According to J. Clutton-Brock, "A tame animal differs from a wild one in that it is dependent on man and will stay close to him of its own free will" (Clutton-Brock, 1987, p.12)). Aboriginal hunter-gatherers and horticulturists throughout the world are known to tame all kinds of wild animals to keep as pets. There is no reason to think that this would not have been the case at least from time of the earliest anatomically modern Homo sapiens and, when the need arose, taming would probably have been the first step towards domestication (Clutton-Brock, 1987; Galton 1883; Serpell, 1989). Wild horses, particularly as foals, can be captured and tamed and, as such, ridden or harnessed and, at the end of their lives, if necessary, slaughtered and eaten. During historical times both the North American Plains tribes and the Mongols used the arkan, lasso or herd drive to capture wild or feral horses to eat or to tame them (Levine, 1999a). Horses taming was regarded as a skill most successfully carried out by specialists, whose most important tool was their intimate knowledge of horse behaviour. On this basis I would like to propose a possible scenario for the development of horse husbandry.

As a working hypothesis, I would like to suggest that horse taming probably first arose as a bi-product of horse hunting for meat. Orphaned foals, captured between the ages of perhaps 2 months and 1 year, or possibly somewhat later, would sometimes have been adopted and raised as pets. Eventually, and perhaps repeatedly, the discovery was made that these pets could be put to work. This knowledge could have been acquired and lost many times from the Pleistocene onwards. But it was, apparently, only during the Holocene – possibly between the Neolithic and the Early Bronze Age – that it began to influence human social developments.

Initially the difficulties involved in keeping captured wild horses alive would have set limits to their impact – as work animals – on human society. Furthermore, considering the problems encountered by modern collectors trying to breed Przewalski’s horses, it seems likely that horse-keeping would have had to have been relatively advanced before controlled breeding, and thus domestication, would have been possible: “Failure to consider the typical social organization of the species can result in problems such as pacing, excessive rates of aggression, impotence and infanticide” (Boyd and Houpt, 1994, p. 222). In order to breed wild horses successfully in captivity, their environmental, nutritional and social requirements must be met:

“…In zoos, juvenile male Przewalski’s horses should be left in their natal bands for at least a year so that they can observe mating behaviour. They should be placed in bachelor herds when removed from the natural band, and not given harems until they are at least four or five years of age. The first mares placed with the stallion should be younger than he and the harem size should be kept small until the stallion gains age and experience.” (Boyd and Houpt, 1994, p 226)

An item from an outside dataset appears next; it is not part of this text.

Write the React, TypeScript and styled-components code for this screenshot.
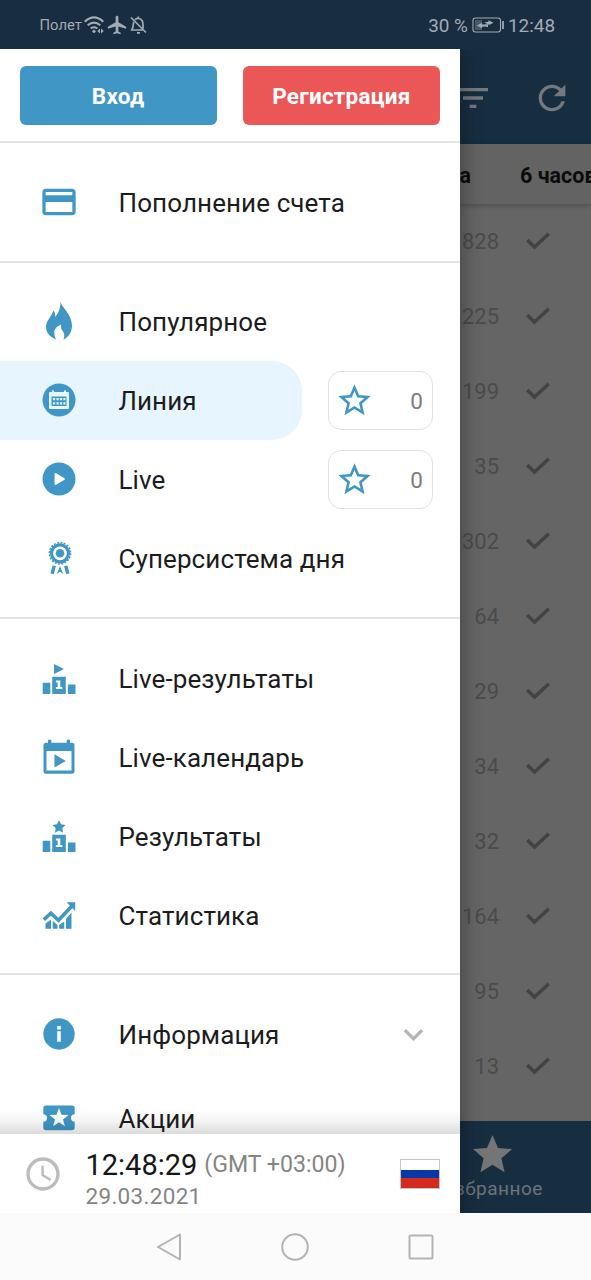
import React from "react";
import styled, { createGlobalStyle } from "styled-components";
import {
  MdAccessTime,
  MdAirplanemodeActive,
  MdCreditCard,
  MdExpandMore,
  MdFilterList,
  MdRefresh,
  MdStar,
  MdStarBorder,
} from "react-icons/md";

const BLUE = "#4097c5";

const GlobalStyle = createGlobalStyle`
  * { box-sizing: border-box; }
  body { margin: 0; background: #fbfbfb; font-family: Roboto, "Liberation Sans", sans-serif; }
  svg { display: block; flex-shrink: 0; }
  button { font-family: inherit; border: 0; padding: 0; }
`;

const Screen = styled.div`
  display: flex;
  flex-direction: column;
  width: 591px;
  height: 1280px;
  overflow: hidden;
`;

const StatusBar = styled.header`
  display: flex;
  justify-content: space-between;
  align-items: center;
  height: 49px;
  flex-shrink: 0;
  padding: 1px 36px 0 39.5px;
  background: #182d41;
  color: #a3abb3;
`;

const StatusGroup = styled.div<{ $size: number; $gap: number }>`
  display: flex;
  align-items: center;
  gap: ${(p) => p.$gap}px;
  font-size: ${(p) => p.$size}px;
  white-space: nowrap;
`;

const Body = styled.div`
  display: flex;
  height: 1164px;
  flex-shrink: 0;
`;

const Drawer = styled.aside`
  z-index: 1;
  display: flex;
  flex-direction: column;
  width: 459.5px;
  flex-shrink: 0;
  background: #fff;
  box-shadow: 3px 0 18px rgba(0, 0, 0, 0.32);
  clip-path: inset(0 -30px 0 0);
`;

const AuthRow = styled.div`
  display: flex;
  gap: 26px;
  height: 94px;
  flex-shrink: 0;
  padding: 17px 19.5px 0;
  border-bottom: 2px solid #e4e4e4;
`;

const AuthButton = styled.button<{ $color: string }>`
  flex: 1;
  height: 59px;
  border-radius: 6px;
  background: ${(p) => p.$color};
  color: #fff;
  font-size: 22.5px;
  font-weight: 700;
  letter-spacing: 0.25px;
  line-height: 60px;
`;

const Menu = styled.nav`
  height: 991px;
  overflow: hidden;
  flex-shrink: 0;
`;

const Section = styled.section`
  padding: 20px 0 18px;
  border-bottom: 2px solid #e4e4e4;
  &:first-child { padding-bottom: 19px; }
  &:nth-child(2) { padding: 19px 0; }
  &:last-child { border-bottom: 0; }
`;

const Item = styled.div<{ $height?: number }>`
  display: flex;
  align-items: center;
  height: ${(p) => p.$height ?? 79}px;
`;

const ItemMain = styled.div<{ $active?: boolean }>`
  display: flex;
  align-items: center;
  width: 302px;
  height: 79px;
  flex-shrink: 0;
  padding: 0 0 1px 39px;
  border-radius: 0 30px 30px 0;
  background: ${(p) => (p.$active ? "#e6f5ff" : "transparent")};
  color: ${BLUE};
`;

const Label = styled.span`
  margin-left: 39.5px;
  padding-top: 2px;
  color: #1c1c1e;
  font-size: 26px;
  letter-spacing: 0.1px;
  line-height: 32px;
  white-space: nowrap;
`;

const FavoriteBox = styled.div`
  display: flex;
  justify-content: space-between;
  align-items: center;
  width: 105px;
  height: 59px;
  margin-left: 26px;
  padding: 0 9px 0 6px;
  border: 1.5px solid #e0e0e0;
  border-radius: 13px;
  color: #7c7c7c;
  font-size: 22.5px;
  svg { color: ${BLUE}; }
`;

const Chevron = styled(MdExpandMore)`
  margin-left: 92px;
  color: #b5b5b5;
`;

const MenuShade = styled.div`
  position: relative;
  height: 24px;
  margin-top: -24px;
  flex-shrink: 0;
  background: linear-gradient(to bottom, rgba(0, 0, 0, 0), rgba(0, 0, 0, 0.05) 50%, rgba(0, 0, 0, 0.14));
`;

const Footer = styled.footer`
  display: flex;
  height: 79px;
  flex-shrink: 0;
  padding: 0 20px 0 22.5px;
  background: #fff;
  svg:first-child { margin-top: 20px; color: #bcbcbc; }
`;

const Clock = styled.div`
  flex: 1;
  margin-left: 23px;
  padding-top: 12px;
  color: #858585;
  font-size: 22.5px;
  white-space: nowrap;
`;

const Time = styled.div`
  display: flex;
  align-items: center;
  gap: 7px;
  height: 37px;
  line-height: 36px;
  font-size: 23.1px;
  strong { color: #161616; font-size: 29px; font-weight: 400; }
`;

const DateLine = styled.div`
  line-height: 26px;
  letter-spacing: 0.3px;
`;

const Flag = styled.div`
  width: 40px;
  height: 30px;
  margin-top: 25px;
  border: 1.5px solid #c4c4c4;
  background: linear-gradient(#fff 0 34%, #0638a8 34% 66%, #d52a1e 66%);
`;

const Page = styled.main`
  display: flex;
  flex-direction: column;
  flex: 1;
  min-width: 0;
  overflow: hidden;
  background: #656565;
`;

const AppBar = styled.div`
  display: flex;
  gap: 39px;
  height: 95px;
  flex-shrink: 0;
  background: #172e41;
  color: #74797d;
  svg { margin-top: 29px; }
  svg:first-child { margin-left: -7px; }
`;

const Tabs = styled.div`
  display: flex;
  gap: 49px;
  height: 60px;
  flex-shrink: 0;
  background: #636363;
  box-shadow: 0 2px 5px rgba(0, 0, 0, 0.22);
  color: #0c0c0c;
  font-size: 21.5px;
  font-weight: 700;
  line-height: 63px;
  white-space: nowrap;
`;

const List = styled.div`
  flex: 1;
  min-height: 0;
`;

const CountRow = styled.div`
  display: flex;
  align-items: center;
  justify-content: flex-end;
  gap: 27px;
  height: 75px;
  padding-right: 41px;
  color: #4b4b4b;
  font-size: 22px;
  svg { margin-bottom: 1px; }
`;

const BottomFill = styled.div`
  background: #172e41;
`;

const BottomTab = styled.div`
  display: flex;
  flex-direction: column;
  align-items: center;
  width: 65px;
  height: 92px;
  padding-top: 10px;
  color: #6d747a;
  font-size: 19px;
  letter-spacing: 0.5px;
  line-height: 22px;
  white-space: nowrap;
  svg { color: #757575; }
`;

const NavBar = styled.div`
  display: flex;
  align-items: center;
  justify-content: center;
  gap: 98px;
  flex: 1;
  padding-right: 2px;
  background: #fbfbfb;
`;

const Icon = ({ children, size = 40 }: { children: React.ReactNode; size?: number }) => (
  <svg width={size} height={size} viewBox="0 0 40 40" fill="currentColor">
    {children}
  </svg>
);

const FlameIcon = () => (
  <Icon>
    <path d="M21.6 0.5c.5 5.500 11.400 12.500 11.400 24.200 0 7-4.200 11.700-8.500 14.100 1.200-3.200 1.100-6.200-.7-8.700-1.400-2-2.500-3.500-1.700-6.600-4.600 2-7.100 4.900-6.800 8.600.1 2.500.7 4.500 1.800 6.500C11.700 36.500 7 32.200 7 26.100 7 19.500 12.700 15.800 14.300 9.500c1.800 2 2.300 4.300 1.800 6.800C19.700 11.800 21.800 6.500 21.600.5z" />
  </Icon>
);

const LineIcon = () => (
  <Icon>
    <circle cx="20" cy="20" r="16.500" />
    <path fill="#e6f5ff" d="M11 12h2v-1.500h2V12h10v-1.500h2V12h2q1 0 1 1v15q0 1-1 1H11q-1 0-1-1V13q0-1 1-1z" />
    <path d="M12.500 16.500h15v9.500h-15z" />
    <path
      fill="#e6f5ff"
      d="M14 18h2.200v2.200H14zm3.500 0h2.200v2.200h-2.200zm3.400 0h2.200v2.200h-2.200zm3.400 0h2.200v2.200h-2.200zM14 22.300h2.200v2.200H14zm3.500 0h2.200v2.200h-2.200zm3.400 0h2.200v2.200h-2.200zm3.400 0h2.200v2.200h-2.200z"
    />
  </Icon>
);

const PlayIcon = () => (
  <Icon>
    <circle cx="20" cy="20" r="16.500" />
    <path fill="#fff" stroke="#fff" strokeWidth="1.500" strokeLinejoin="round" d="M16.300 14.700l8.800 5.300-8.800 5.300z" />
  </Icon>
);

const MedalIcon = () => (
  <Icon>
    <circle cx="21" cy="15.300" r="10.600" fill="none" stroke="currentColor" strokeWidth="1.500" strokeDasharray="2 1.330" />
    <circle cx="21" cy="15.300" r="8.500" fill="none" stroke="currentColor" strokeWidth="3.200" />
    <circle cx="21" cy="15.300" r="4.300" />
    <path d="M13.600 27.500l3.300.4-2 8.100-3.500-.4zm14.800 0l-3.300.4 2 8.100 3.500-.4zM21 28l3.200 8-3.200-2.300-3.200 2.300z" />
  </Icon>
);

const PodiumBase = () => (
  <>
    <path d="M3.700 24.800h7.600V36H3.700zM28.900 26.400h7.600V36h-7.600zM13.200 18.800h13.600V36H13.200z" />
    <path fill="#fff" d="M16.900 22.500h4.400v6.400h2V31h-6.400v-2.100h1.800v-4.300h-1.800z" />
  </>
);

const LivePodiumIcon = () => (
  <Icon>
    <path d="M15 6l10 5-10 5z" />
    <PodiumBase />
  </Icon>
);

const StarPodiumIcon = () => (
  <Icon>
    <path d="M20 4.200l2.100 4.100 4.500.6-3.300 3.200.8 4.600-4.100-2.200-4.100 2.200.8-4.600-3.300-3.200 4.500-.6z" />
    <PodiumBase />
  </Icon>
);

const CalendarIcon = () => (
  <Icon>
    <path
      fillRule="evenodd"
      d="M9 3.200q1.700-1.500 3.300 0V5.700h15.400V3.200q1.600-1.500 3.300 0v2.500h2q2.500 0 2.500 2.500v26q0 2.500-2.500 2.500H7q-2.500 0-2.500-2.500v-26Q4.500 5.700 7 5.700h2zM7.500 14v19.500h25V14z"
    />
    <path d="M15.500 17.200l11.300 6.700-11.300 6.700z" />
  </Icon>
);

const StatsIcon = () => (
  <Icon>
    <path d="M6.500 28.500l5.500-4v9.300H6.500zm7.200-2.800l4.800 4.300v3.800h-4.800zm6.500 4.300l5-3.500v7.300h-5zm6.700-6l5.600-6.500v16.300h-5.600z" />
    <path d="M4.800 24.800l7.100-6.600 7.600 7L33 11" fill="none" stroke="currentColor" strokeWidth="3.600" />
    <path d="M27.500 7.300h8.700V16z" />
  </Icon>
);

const InfoIcon = () => (
  <Icon>
    <circle cx="20" cy="20" r="15.700" />
    <path fill="#fff" d="M18.200 12h3.600v3.500h-3.600zm0 5.300h3.600v10.500h-3.600z" />
  </Icon>
);

const TicketIcon = () => (
  <Icon>
    <path d="M7 7.500h26q2.700 0 2.700 2.700v6a3.700 3.700 0 0 0 0 7.400v6q0 2.700-2.700 2.700H7q-2.700 0-2.700-2.700v-6a3.700 3.700 0 0 0 0-7.400v-6q0-2.700 2.700-2.700z" />
    <path fill="#fff" d="M20 10l2.500 6.800 7 .2-5.500 4.400 1.900 6.800-5.900-4-5.900 4 1.900-6.800-5.500-4.400 7-.2z" />
  </Icon>
);

const WifiIcon = () => (
  <svg width="20" height="18" viewBox="0 0 20 18" fill="none" stroke="currentColor" strokeWidth="2.100">
    <path d="M.7 5.700q9.300-8.500 18.600 0M3.700 9.300q6.300-5.500 12.600 0M6.700 12.500q3.300-2.500 6.600 0" />
    <circle cx="10" cy="15.300" r="1.600" fill="currentColor" stroke="none" />
    <path fill="currentColor" stroke="none" d="M16 12.500v5L13.200 15zM17 12.500v5l2.800-2.500z" />
  </svg>
);

const BellOffIcon = () => (
  <svg width="17" height="18" viewBox="0 0 17 18" fill="none" stroke="currentColor" strokeWidth="1.700">
    <path d="M5 3.700C6.400 2 10.500 1.700 12.300 5c1 2 .4 5 1 7.500M3.800 5.700C3 8 3.600 11 1.800 14h12M1 1.500l15 15M7 16.800h3M8.300 2.500V.5" />
  </svg>
);

const BatteryIcon = () => (
  <svg width="32" height="16" viewBox="0 0 32 16" fill="none" stroke="currentColor">
    <rect x="1" y="1" width="27.500" height="14" rx="2.500" strokeWidth="1.100" />
    <path fill="currentColor" fillOpacity=".35" stroke="none" d="M3 3h7v10H3z" />
    <path fill="currentColor" stroke="none" d="M5 8.500l5-2.800v1.800l6-.3v3l-2.500-.8-3.500.3v1.600zM21.500 5.700l-5-2.500v1.600l-4 .5 3 2 1-.3v1.300z" />
    <path strokeWidth="1.800" d="M31 4v8" />
  </svg>
);

const CheckIcon = () => (
  <svg width="24" height="18" viewBox="0 0 24 18" fill="none" stroke="#434343" strokeWidth="3.500">
    <path d="M1.200 8l7.300 7L22.800 1.800" />
  </svg>
);

type Entry = { label: string; icon: React.ReactNode; active?: boolean; favorites?: number; expandable?: boolean };

const sections: Entry[][] = [
  [{ label: "Пополнение счета", icon: <MdCreditCard size={40} /> }],
  [
    { label: "Популярное", icon: <FlameIcon /> },
    { label: "Линия", icon: <LineIcon />, active: true, favorites: 0 },
    { label: "Live", icon: <PlayIcon />, favorites: 0 },
    { label: "Суперсистема дня", icon: <MedalIcon /> },
  ],
  [
    { label: "Live-результаты", icon: <LivePodiumIcon /> },
    { label: "Live-календарь", icon: <CalendarIcon /> },
    { label: "Результаты", icon: <StarPodiumIcon /> },
    { label: "Статистика", icon: <StatsIcon /> },
  ],
  [
    { label: "Информация", icon: <InfoIcon />, expandable: true },
    { label: "Акции", icon: <TicketIcon /> },
  ],
];

const counts = [828, 225, 199, 35, 302, 64, 29, 34, 32, 164, 95, 13];

export default function App() {
  return (
    <Screen>
      <GlobalStyle />
      <StatusBar>
        <StatusGroup $size={14.8} $gap={2}>
          <span>Полет</span>
          <WifiIcon />
          <MdAirplanemodeActive size={22} />
          <BellOffIcon />
        </StatusGroup>
        <StatusGroup $size={18.9} $gap={4}>
          <span>30 %</span>
          <BatteryIcon />
          <span>12:48</span>
        </StatusGroup>
      </StatusBar>
      <Body>
        <Drawer>
          <AuthRow>
            <AuthButton $color={BLUE}>Вход</AuthButton>
            <AuthButton $color="#eb5757">Регистрация</AuthButton>
          </AuthRow>
          <Menu>
            {sections.map((entries, i) => (
              <Section key={i}>
                {entries.map((e) => (
                  <Item key={e.label} $height={e.label === "Акции" ? 89 : 79}>
                    <ItemMain $active={e.active}>
                      {e.icon}
                      <Label>{e.label}</Label>
                    </ItemMain>
                    {e.favorites !== undefined && (
                      <FavoriteBox>
                        <MdStarBorder size={39} />
                        {e.favorites}
                      </FavoriteBox>
                    )}
                    {e.expandable && <Chevron size={39} />}
                  </Item>
                ))}
              </Section>
            ))}
          </Menu>
          <MenuShade />
          <Footer>
            <MdAccessTime size={40} />
            <Clock>
              <Time>
                <strong>12:48:29</strong>
                <span>(GMT +03:00)</span>
              </Time>
              <DateLine>29.03.2021</DateLine>
            </Clock>
            <Flag />
          </Footer>
        </Drawer>
        <Page>
          <AppBar>
            <MdFilterList size={40} />
            <MdRefresh size={40} />
          </AppBar>
          <Tabs>
            <span>а</span>
            <span>6 часов</span>
          </Tabs>
          <List>
            {counts.map((n) => (
              <CountRow key={n}>
                {n}
                <CheckIcon />
              </CountRow>
            ))}
          </List>
          <BottomFill>
            <BottomTab>
              <MdStar size={47} />
              Избранное
            </BottomTab>
          </BottomFill>
        </Page>
      </Body>
      <NavBar>
        <svg width="28" height="28" viewBox="0 0 28 28" fill="none" stroke="#b3b3b3" strokeWidth="2" strokeLinejoin="round">
          <path d="M25 1.500v25L3 14z" />
        </svg>
        <svg width="28" height="28" viewBox="0 0 28 28" fill="none" stroke="#b3b3b3" strokeWidth="2">
          <circle cx="14" cy="14" r="12.800" />
        </svg>
        <svg width="28" height="28" viewBox="0 0 28 28" fill="none" stroke="#b3b3b3" strokeWidth="2">
          <rect x="2.500" y="2.500" width="23" height="23" rx="1" />
        </svg>
      </NavBar>
    </Screen>
  );
}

That capturing wild horses and stealing tamed or domesticated ones was regarded by the Plains tribes as preferable to breeding them supports the scenario proposed here. If it is correct, it seems likely that there would have been a relatively long period of time when new horses would have been recruited from wild populations. This could have been carried out by trapping, driving and chasing, as documented for the Mongols and North American Plains tribes (Levine, 1999a).

Table 1 – A Rough Chronology of the Pontic Steppe

Approximate

Dates (BC)

Period

900 – 300

Iron Age

1500 – 900

Late Bronze Age

2000 – 1500

Middle Bronze Age

3000 – 2000

Early Bronze Age

4500/4000 – 3000

Eneolithic

6000 – 4500/4000

Neolithic

Horse domestication could thus, in a sense, have been initiated by the horses themselves. Another possibility is that the human understanding of horse behaviour might have developed to such a degree that horses finally would have been able to reproduce in captivity. Perhaps the most likely scenario is that the human and equine parts of the equation would have evolved together.